I’ve talked about this before, but time to bring it up again. Engineering is not science or applied science. There are, in my opinion, two main areas where engineering differs from those two fields: the idea of design, and the importance of empirical fact. The picture above is an excellent example of why empirical fact matters.
That’s an old rubble-masonry retaining wall and it looks fine. It could maybe use a little pointing, but if that doesn’t happen for five years, it should still be fine. Retaining walls are designed to resist two forms of failure – sliding at the base and overturning as a whole – but a wall like this could also fail by rupture in the middle if the masonry is not of equal consistency. The internal shear and moment are greatest at the base, so a modern (i.e., reinforced concrete or reinforced concrete block) wall will fail only at the base. The wall above shows no signs of sliding forward, tilting forward, or bulging in the middle, the damage associated with the three failure modes. Good, right?

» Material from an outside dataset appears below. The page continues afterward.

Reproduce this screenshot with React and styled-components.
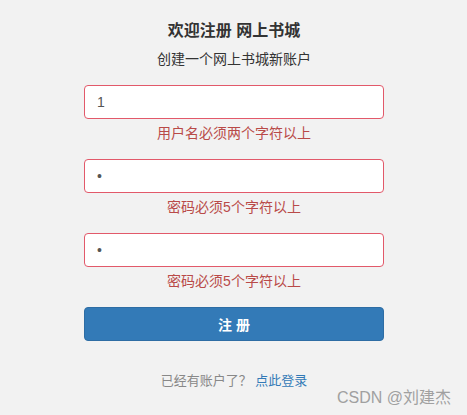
import styled, { createGlobalStyle } from 'styled-components';

const GlobalStyle = createGlobalStyle`
  html, body {
    margin: 0;
    padding: 0;
    background: #f2f2f2;
  }
  body {
    font-family: "Liberation Sans", "Noto Sans CJK SC", sans-serif;
  }
`;

const FIELDS = [
  { id: 'username', type: 'text', value: '1', error: '用户名必须两个字符以上' },
  { id: 'password', type: 'password', value: '1', error: '密码必须5个字符以上' },
  { id: 'confirm', type: 'password', value: '1', error: '密码必须5个字符以上' },
];

const App = () => {
  return (
    <Page>
      <GlobalStyle />
      <Form onSubmit={(e) => e.preventDefault()}>
        <Title>欢迎注册 网上书城</Title>
        <Subtitle>创建一个网上书城新账户</Subtitle>
        <Fields>
          {FIELDS.map((field) => (
            <Field key={field.id}>
              <Input type={field.type} value={field.value} readOnly $invalid />
              <ErrorText>{field.error}</ErrorText>
            </Field>
          ))}
        </Fields>
        <SubmitButton type="submit">注 册</SubmitButton>
        <Footer>
          已经有账户了？ <LoginLink href="#">点此登录</LoginLink>
        </Footer>
      </Form>
      <Watermark>CSDN @刘建杰</Watermark>
    </Page>
  );
};

// ============================================
// STYLED COMPONENTS
// ============================================

const Page = styled.div`
  position: relative;
  width: 467px;
  height: 415px;
  display: flex;
  justify-content: center;
  overflow: hidden;
`;

const Form = styled.form`
  width: 300px;
  display: flex;
  flex-direction: column;
  align-items: stretch;
  padding-top: 20px;
  margin-left: 1px;
`;

const Title = styled.h2`
  margin: 0;
  font-size: 16px;
  line-height: 22px;
  font-weight: 700;
  color: #333;
  text-align: center;
`;

const Subtitle = styled.p`
  margin: 7px 0 0;
  font-size: 14px;
  line-height: 20px;
  color: #333;
  text-align: center;
`;

const Fields = styled.div`
  display: flex;
  flex-direction: column;
  gap: 16px;
  margin-top: 16px;
`;

const Field = styled.div`
  display: flex;
  flex-direction: column;
  gap: 4px;
`;

const Input = styled.input`
  box-sizing: border-box;
  width: 100%;
  height: 34px;
  padding: 0 12px;
  font-family: inherit;
  font-size: 14px;
  color: #555;
  background: #fff;
  border: 1px solid ${({ $invalid }) => ($invalid ? '#e2596a' : '#ccc')};
  border-radius: 4px;
  outline: none;
`;

const ErrorText = styled.span`
  font-size: 14px;
  line-height: 20px;
  color: #b94a48;
  text-align: center;
`;

const SubmitButton = styled.button`
  margin-top: 16px;
  height: 34px;
  border: 1px solid #2e6da4;
  border-radius: 4px;
  background: #337ab7;
  color: #fff;
  font-family: inherit;
  font-size: 14px;
  font-weight: 700;
  cursor: pointer;
`;

const Footer = styled.p`
  margin: 30px 0 0;
  font-size: 13px;
  line-height: 20px;
  color: #888;
  text-align: center;
`;

const LoginLink = styled.a`
  color: #337ab7;
  text-decoration: none;
`;

const Watermark = styled.span`
  position: absolute;
  right: 16px;
  bottom: 7px;
  font-size: 16px;
  line-height: 20px;
  color: #a0a0a0;
`;

export default App;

The ordinary analysis used for retaining walls says this wall doesn’t work. A rule I live by is that when analysis and reality disagree, it’s the analysis that’s wrong. But how? If the unreinforced rubble isn’t strong enough to carry the load imposed by standard analysis, which is basically a triangular wedge of earth behind it, how is it working? There are a number of assumptions in the standard analysis of a wall like this that may be wrong: the soil may have real cohesion, there may be bedrock outcroppings or boulders that reduce the amount of moveable soil in the wedge, the mortar may be capable of carrying tension, the wall may be thicker than it appears to be, and so on. In other words, the standard analysis is a worst-case scenario not an absolute. Looking in more detail at the conditions is not wrong, just more difficult.